-- start --
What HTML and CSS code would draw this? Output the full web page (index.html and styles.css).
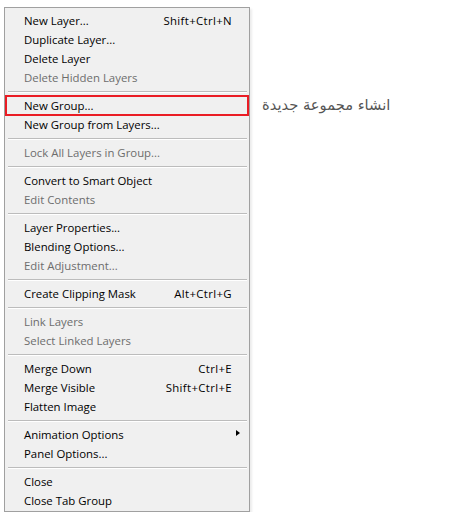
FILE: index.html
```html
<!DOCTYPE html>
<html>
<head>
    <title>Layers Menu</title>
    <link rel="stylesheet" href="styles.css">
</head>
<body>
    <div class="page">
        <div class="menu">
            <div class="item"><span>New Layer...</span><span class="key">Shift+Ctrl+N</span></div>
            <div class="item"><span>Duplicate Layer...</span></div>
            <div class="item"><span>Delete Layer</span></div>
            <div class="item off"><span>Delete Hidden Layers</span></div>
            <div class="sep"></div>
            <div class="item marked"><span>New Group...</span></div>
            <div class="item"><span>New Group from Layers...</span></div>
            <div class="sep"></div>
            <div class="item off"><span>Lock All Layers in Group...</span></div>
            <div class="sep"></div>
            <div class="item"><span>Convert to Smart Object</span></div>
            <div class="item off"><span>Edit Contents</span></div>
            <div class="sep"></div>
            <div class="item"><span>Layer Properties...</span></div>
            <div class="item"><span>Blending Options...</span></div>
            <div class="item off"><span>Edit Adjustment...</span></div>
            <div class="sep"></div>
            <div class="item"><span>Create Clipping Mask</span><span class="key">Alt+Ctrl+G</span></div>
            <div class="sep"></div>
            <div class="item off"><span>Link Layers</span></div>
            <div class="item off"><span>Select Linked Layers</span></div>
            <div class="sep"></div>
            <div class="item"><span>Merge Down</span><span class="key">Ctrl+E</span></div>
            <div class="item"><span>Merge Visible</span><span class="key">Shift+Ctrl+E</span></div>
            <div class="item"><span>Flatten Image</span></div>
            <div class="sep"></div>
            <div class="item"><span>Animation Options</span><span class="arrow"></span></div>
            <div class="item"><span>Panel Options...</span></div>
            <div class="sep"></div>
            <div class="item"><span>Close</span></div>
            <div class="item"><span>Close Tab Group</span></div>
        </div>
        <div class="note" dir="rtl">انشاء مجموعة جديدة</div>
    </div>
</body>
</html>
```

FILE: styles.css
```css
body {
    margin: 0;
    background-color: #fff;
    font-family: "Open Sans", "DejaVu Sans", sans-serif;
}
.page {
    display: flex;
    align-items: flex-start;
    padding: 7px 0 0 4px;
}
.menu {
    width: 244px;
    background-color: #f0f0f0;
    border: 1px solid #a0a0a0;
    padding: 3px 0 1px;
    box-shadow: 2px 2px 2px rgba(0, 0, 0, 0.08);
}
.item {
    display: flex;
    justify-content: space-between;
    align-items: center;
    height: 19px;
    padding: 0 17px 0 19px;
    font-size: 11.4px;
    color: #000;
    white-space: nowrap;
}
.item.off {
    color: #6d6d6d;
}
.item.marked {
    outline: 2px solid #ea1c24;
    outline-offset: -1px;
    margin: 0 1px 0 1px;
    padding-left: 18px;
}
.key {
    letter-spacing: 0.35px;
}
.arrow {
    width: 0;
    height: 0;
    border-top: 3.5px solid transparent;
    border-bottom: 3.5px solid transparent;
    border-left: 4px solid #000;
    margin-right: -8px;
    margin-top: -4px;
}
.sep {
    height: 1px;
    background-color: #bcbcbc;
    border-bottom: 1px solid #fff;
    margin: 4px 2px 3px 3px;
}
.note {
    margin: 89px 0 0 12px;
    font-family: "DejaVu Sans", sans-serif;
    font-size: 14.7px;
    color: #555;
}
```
-- end --
- **Short problem**:
Return the listing above unchanged, apart from dropping its pictures.

- **Answer for the task**:
What HTML and CSS code would draw this? Output the full web page (index.html and styles.css).
FILE: index.html
```html
<!DOCTYPE html>
<html>
<head>
    <title>Layers Menu</title>
    <link rel="stylesheet" href="styles.css">
</head>
<body>
    <div class="page">
        <div class="menu">
            <div class="item"><span>New Layer...</span><span class="key">Shift+Ctrl+N</span></div>
            <div class="item"><span>Duplicate Layer...</span></div>
            <div class="item"><span>Delete Layer</span></div>
            <div class="item off"><span>Delete Hidden Layers</span></div>
            <div class="sep"></div>
            <div class="item marked"><span>New Group...</span></div>
            <div class="item"><span>New Group from Layers...</span></div>
            <div class="sep"></div>
            <div class="item off"><span>Lock All Layers in Group...</span></div>
            <div class="sep"></div>
            <div class="item"><span>Convert to Smart Object</span></div>
            <div class="item off"><span>Edit Contents</span></div>
            <div class="sep"></div>
            <div class="item"><span>Layer Properties...</span></div>
            <div class="item"><span>Blending Options...</span></div>
            <div class="item off"><span>Edit Adjustment...</span></div>
            <div class="sep"></div>
            <div class="item"><span>Create Clipping Mask</span><span class="key">Alt+Ctrl+G</span></div>
            <div class="sep"></div>
            <div class="item off"><span>Link Layers</span></div>
            <div class="item off"><span>Select Linked Layers</span></div>
            <div class="sep"></div>
            <div class="item"><span>Merge Down</span><span class="key">Ctrl+E</span></div>
            <div class="item"><span>Merge Visible</span><span class="key">Shift+Ctrl+E</span></div>
            <div class="item"><span>Flatten Image</span></div>
            <div class="sep"></div>
            <div class="item"><span>Animation Options</span><span class="arrow"></span></div>
            <div class="item"><span>Panel Options...</span></div>
            <div class="sep"></div>
            <div class="item"><span>Close</span></div>
            <div class="item"><span>Close Tab Group</span></div>
        </div>
        <div class="note" dir="rtl">انشاء مجموعة جديدة</div>
    </div>
</body>
</html>
```

FILE: styles.css
```css
body {
    margin: 0;
    background-color: #fff;
    font-family: "Open Sans", "DejaVu Sans", sans-serif;
}
.page {
    display: flex;
    align-items: flex-start;
    padding: 7px 0 0 4px;
}
.menu {
    width: 244px;
    background-color: #f0f0f0;
    border: 1px solid #a0a0a0;
    padding: 3px 0 1px;
    box-shadow: 2px 2px 2px rgba(0, 0, 0, 0.08);
}
.item {
    display: flex;
    justify-content: space-between;
    align-items: center;
    height: 19px;
    padding: 0 17px 0 19px;
    font-size: 11.4px;
    color: #000;
    white-space: nowrap;
}
.item.off {
    color: #6d6d6d;
}
.item.marked {
    outline: 2px solid #ea1c24;
    outline-offset: -1px;
    margin: 0 1px 0 1px;
    padding-left: 18px;
}
.key {
    letter-spacing: 0.35px;
}
.arrow {
    width: 0;
    height: 0;
    border-top: 3.5px solid transparent;
    border-bottom: 3.5px solid transparent;
    border-left: 4px solid #000;
    margin-right: -8px;
    margin-top: -4px;
}
.sep {
    height: 1px;
    background-color: #bcbcbc;
    border-bottom: 1px solid #fff;
    margin: 4px 2px 3px 3px;
}
.note {
    margin: 89px 0 0 12px;
    font-family: "DejaVu Sans", sans-serif;
    font-size: 14.7px;
    color: #555;
}
```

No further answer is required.